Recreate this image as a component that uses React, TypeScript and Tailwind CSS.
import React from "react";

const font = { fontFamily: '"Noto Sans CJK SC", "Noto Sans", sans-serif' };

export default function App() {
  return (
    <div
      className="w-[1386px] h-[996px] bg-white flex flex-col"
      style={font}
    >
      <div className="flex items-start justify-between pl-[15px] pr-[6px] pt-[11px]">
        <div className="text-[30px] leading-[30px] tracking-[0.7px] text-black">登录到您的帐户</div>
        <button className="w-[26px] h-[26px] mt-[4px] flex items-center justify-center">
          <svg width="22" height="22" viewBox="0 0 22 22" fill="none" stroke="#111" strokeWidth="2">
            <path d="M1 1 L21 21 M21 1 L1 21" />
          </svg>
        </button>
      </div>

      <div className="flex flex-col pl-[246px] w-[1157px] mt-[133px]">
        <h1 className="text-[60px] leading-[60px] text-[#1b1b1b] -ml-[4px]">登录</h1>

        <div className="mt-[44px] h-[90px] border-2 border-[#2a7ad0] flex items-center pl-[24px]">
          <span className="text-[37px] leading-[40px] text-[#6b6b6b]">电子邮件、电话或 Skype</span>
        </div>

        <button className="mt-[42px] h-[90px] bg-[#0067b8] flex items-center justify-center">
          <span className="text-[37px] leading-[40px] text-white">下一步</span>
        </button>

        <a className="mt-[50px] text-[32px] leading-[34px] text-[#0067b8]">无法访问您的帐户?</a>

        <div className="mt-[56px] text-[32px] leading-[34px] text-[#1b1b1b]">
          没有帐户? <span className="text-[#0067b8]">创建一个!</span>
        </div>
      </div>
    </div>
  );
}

==

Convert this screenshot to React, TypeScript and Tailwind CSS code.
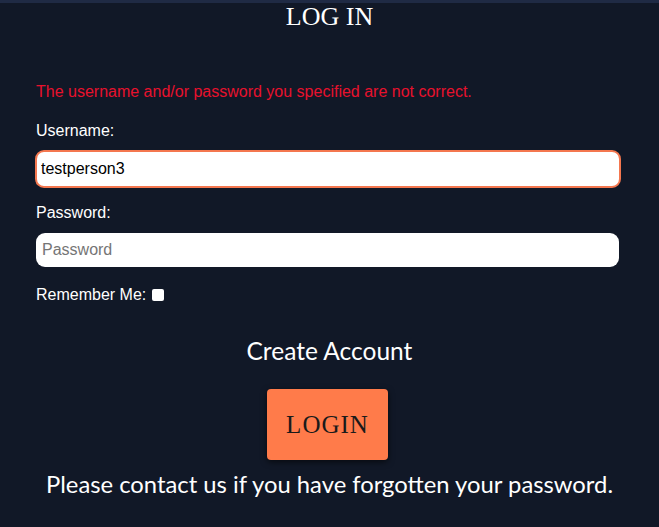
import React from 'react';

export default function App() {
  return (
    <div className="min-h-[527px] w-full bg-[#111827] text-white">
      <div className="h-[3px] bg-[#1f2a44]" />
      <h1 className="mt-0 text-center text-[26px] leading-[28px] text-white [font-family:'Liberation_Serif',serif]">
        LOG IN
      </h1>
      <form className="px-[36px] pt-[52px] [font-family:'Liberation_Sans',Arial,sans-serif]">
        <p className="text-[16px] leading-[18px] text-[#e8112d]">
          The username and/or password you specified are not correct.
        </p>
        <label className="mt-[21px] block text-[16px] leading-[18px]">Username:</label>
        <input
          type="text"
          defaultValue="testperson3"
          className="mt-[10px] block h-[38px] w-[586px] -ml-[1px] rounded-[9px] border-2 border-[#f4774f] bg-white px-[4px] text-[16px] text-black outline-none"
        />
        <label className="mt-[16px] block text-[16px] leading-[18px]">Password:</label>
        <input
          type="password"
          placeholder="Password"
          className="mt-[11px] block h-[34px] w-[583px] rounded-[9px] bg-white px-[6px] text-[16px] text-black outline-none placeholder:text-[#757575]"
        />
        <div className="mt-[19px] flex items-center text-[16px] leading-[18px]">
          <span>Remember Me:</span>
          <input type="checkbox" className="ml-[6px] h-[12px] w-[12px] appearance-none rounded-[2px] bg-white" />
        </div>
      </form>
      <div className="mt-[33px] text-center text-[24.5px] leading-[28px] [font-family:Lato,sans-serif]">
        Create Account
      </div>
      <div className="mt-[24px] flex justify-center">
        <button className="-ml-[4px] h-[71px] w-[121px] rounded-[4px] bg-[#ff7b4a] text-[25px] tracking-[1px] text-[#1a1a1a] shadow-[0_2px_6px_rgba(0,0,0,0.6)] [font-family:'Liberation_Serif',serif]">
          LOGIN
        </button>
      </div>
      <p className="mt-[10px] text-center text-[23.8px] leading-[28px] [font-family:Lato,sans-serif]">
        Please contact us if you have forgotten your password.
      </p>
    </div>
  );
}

• **Written task**: What's needed is an exact copy of the lines above from the one with "Convert this screenshot" through the one with "import React from 'react';", both included; the pictures stay out.

• **Written answer**:
Convert this screenshot to React, TypeScript and Tailwind CSS code.
import React from 'react';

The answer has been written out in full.